About

 

About Bin Jiang

I am Professor of Urban Informatics at the Urban Governance and Design Thrust of the Hong Kong University of Science and Technology (Guangzhou) and previously Professor of GeoInformatics at the University of Gävle. Before that, I have served as Senior Lecturer and Associate Professor at the same institution for seven years. I worked at the Hong Kong Polytechnic University as Assistant Professor for three years and I was Senior Research Fellow at the Centre for Advanced Spatial Analysis (CASA), University College London. I hold Ph.D. in geographic information systems from the Utrecht University, the Netherlands, M.Sc. in Remote Sensing and Computer Cartography from Chinese Academy of Surveying and Mapping, Beijing, and B.Sc. in Cartography from Wuhan University, China. I am the primary developer of the software tool Axwoman for topological analysis of very large street networks. I invented the new classification scheme Head/tail Breaks for scaling analysis of big data.
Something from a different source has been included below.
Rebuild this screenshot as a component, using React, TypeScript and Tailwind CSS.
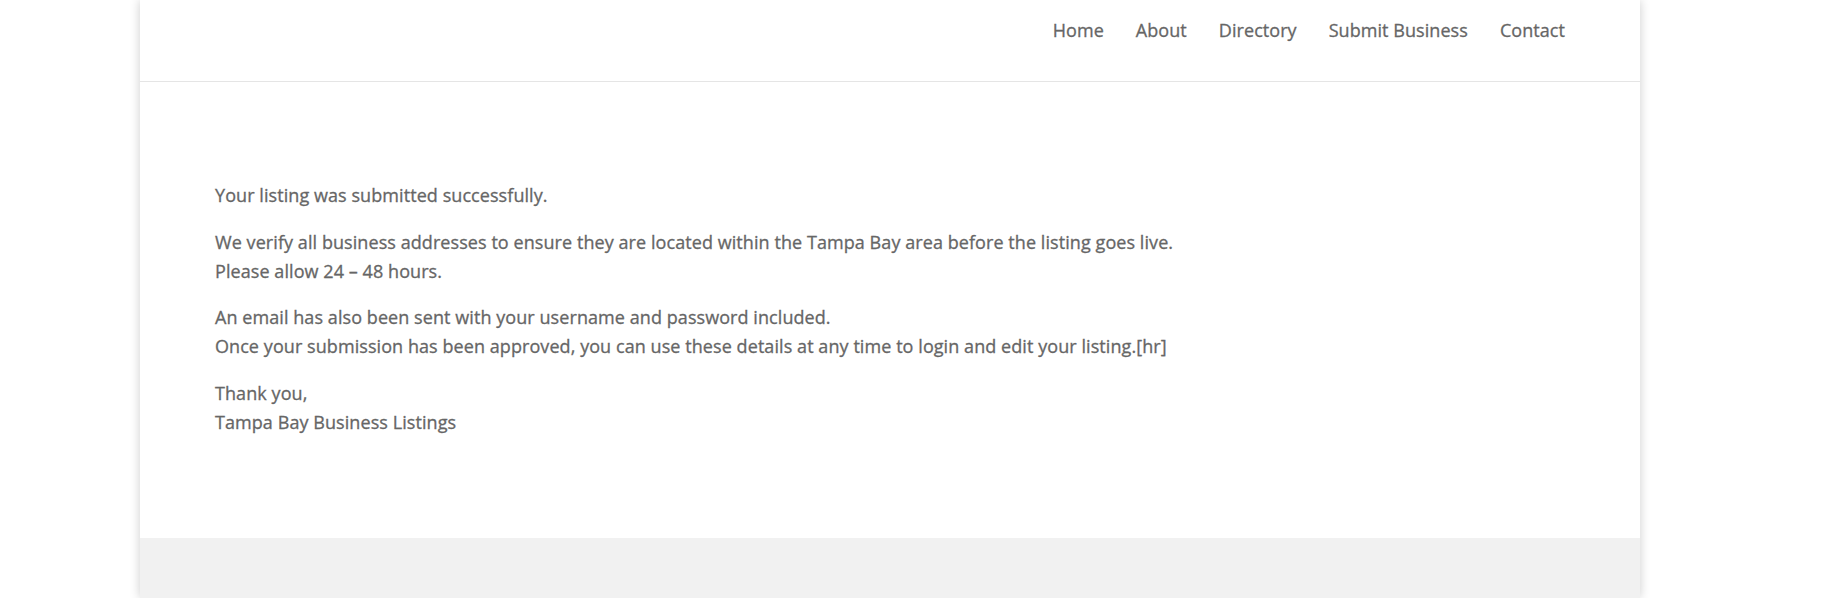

I am the founding Chair of the International Cartographic Association Commission on Geospatial Analysis and Modelling, and used to be Associate Editor of international journal Computers, Environment and Urban Systems (2009-2014). Currently, I am serving as an Associate Editor of Frontiers in Built Environment, and Cartographica, and as an editorial board member of many scientific journals such as Smart Cities (MDPI), Urban Science (MDPI), Data Science for Transportation (Springer), and International Journal of Geographical Information Science (Taylor & Francis). My research interests center on geospatial analysis and modeling of urban structure and dynamics, e.g., agent-based modeling, scaling hierarchy, and topological analysis applied to street networks, cities, or geospatial big data in general. Inspired by Christopher Alexander's work, I developed a mathematical model of living structure, which helps address not only why a space is living, but also how living the space is. I can teach Geospatial Information Science, Cartography, Geospatial Analysis and Modelling, Big Data Analytics, and City Science. I am interested in studying Fractal Geometry, Complex Networks, and Scaling Hierarchy not only for better understanding geographic forms and processes, but also for better planning our built environments to become more livable and sustainable.